I've searched for an explanation but have found conflicting information. Is that because there's no straightforward answer to this question? Am I doing something wrong?

Best Answer

For the standard linear regression model the absolute value of the coefficient estimates and the p-value are not related in the way you describe. It is very possible to have absolutely large coefficients which are insignificant and absolutely small coefficients which are very significant. What your missing in your interpretation is the effect of the coefficient estimate standard errors.

The coefficients R reports (lets call them $b_1,b_2,b_3,...,b_k$) are the best linear unbiased estimators of the true parameters $\beta_1,\beta_2,\beta_3,...,\beta_k$ in that they minimize the sum of squared error or formally: $$ \{b_1,b_2,...,b_k\} = {\textrm{argmin} \atop \alpha}\left\{ \sum_{i=1}^{n}(y_i-\alpha_1x_{i,1}-. . .-\alpha_kx_{i,k})^2]\right\} $$

The p-value for the $i^{th}$ coefficient which R is reporting is the result of the following hypothesis test:

$H_0: \beta_i = 0$

$H_A: \beta_i \neq 0$

Assuming the regression is properly specified, it can be shown, with the central limit theorem, that each $b_i$ is a normally distributed random variable with mean $\beta_i$ and some standard deviation (also called standard error) $\sigma_i$. This is because the $b$'s are estimated with a random sample so they too are random variables (roughly speaking). What determines the $i^{th}$ p-value is where 0 "lands" in the normal distribution $N(\beta_i,\sigma_i^2)$ (technically the test is done using a t-distribution...but the difference is not so important for addressing your question). If zero is in the tails of $N(\beta_i,\sigma_i^2)$ the p-value is low, if it's more in the middle the p-value is high.

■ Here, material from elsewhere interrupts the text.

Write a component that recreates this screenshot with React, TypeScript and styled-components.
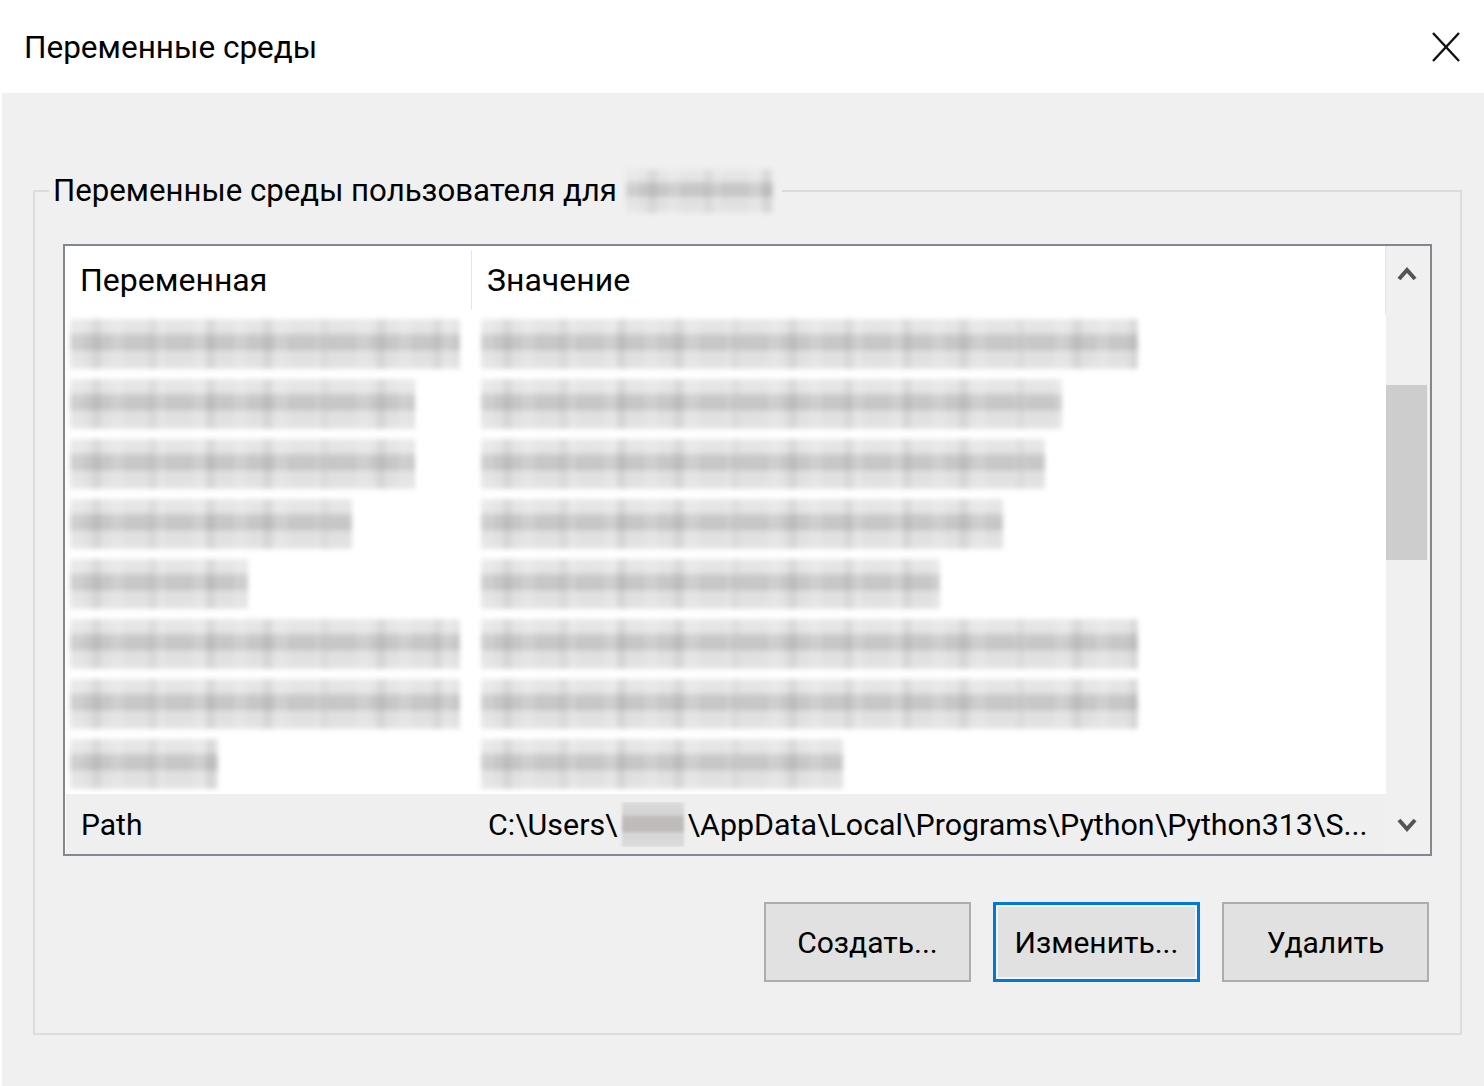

So given two estimates $b_i$ and $b_j$ where $b_i$ is "super far away" from zero and $b_j$ is "super close to" zero, the p-value of $b_i$ would be lower than $b_j$ assuming $\sigma_i$=$\sigma_j$. The part you are missing in your interpretation is that $\sigma_i$ and $\sigma_j$ can be very different. Essentially if $b_i$ is "huge" but $\sigma_i$ is also "huge" you see that you can get a high p-value. Conversely for "small" $b_i$ and "super small" $\sigma_i$, you see you can get a small p-value.

I hope that helps!

Related Solutions

Standardized to Unstandardized Coefficients – Conversion Guide

It sounds like the paper uses a multiple regression model in the form

$$Y = \beta_0 + \sum_i \beta_i \xi_i + \varepsilon$$

where the $\xi_i$ are standardized versions of the independent variables; viz.,

$$\xi_i = \frac{x_i - m_i}{s_i}$$

withe $m_i$ the mean (such as 12.56 in the example) and $s_i$ the standard deviation (such as 9.02 in the example) of the values of the $i^\text{th}$ variable $x_i$ ('buslines' in the example). $\beta_0$ is the intercept (if present). Plugging this expression into the fitted model, with its "betas" written as $\hat{\beta_i}$ (0.275 in the example), and doing some algebra gives the estimates

$$\hat{Y} = \hat{\beta_0} + \sum_i \hat{\beta_i} \frac{x_i - m_i}{s_i}=\left(\hat{\beta_0}-\left(\sum_i\frac{\hat{\beta_i m_i}}{s_i}\right)\right)+\sum_i\left(\frac{\hat{\beta_i}}{s_i}\right)x_i.$$

This shows that the coefficients of the $x_i$ in the model (apart from the constant term) are obtained by dividing the betas by the standard deviations of the independent variables and that the intercept is adjusted by subtracting a suitable linear combination of the betas.

This gives you two ways to predict a new value from a vector $(x_1, \ldots, x_p)$ of independent values:

Using the means $m_i$ and standard deviations $s_i$ as reported in the paper (not recomputed from any new data!), calculate $(\xi_1,\ldots, \xi_p) = ((x_1-m_1)/s_1, \ldots, (x_p-m_p)/s_p)$ and plug those into the regression formula as given by the betas or, equivalently,
Plug $(x_1, \ldots, x_p)$ into the algebraically equivalent formula derived above.

If the paper is using a Generalized Linear Model, you may need to follow this calculation by applying the inverse "link" function to $\hat{Y}$. For example, with logistic regression it would be necessary to apply the logistic function $1/(1 + \exp(-\hat{Y}))$ to obtain the predicted probability ($\hat{Y}$ is the predicted log odds).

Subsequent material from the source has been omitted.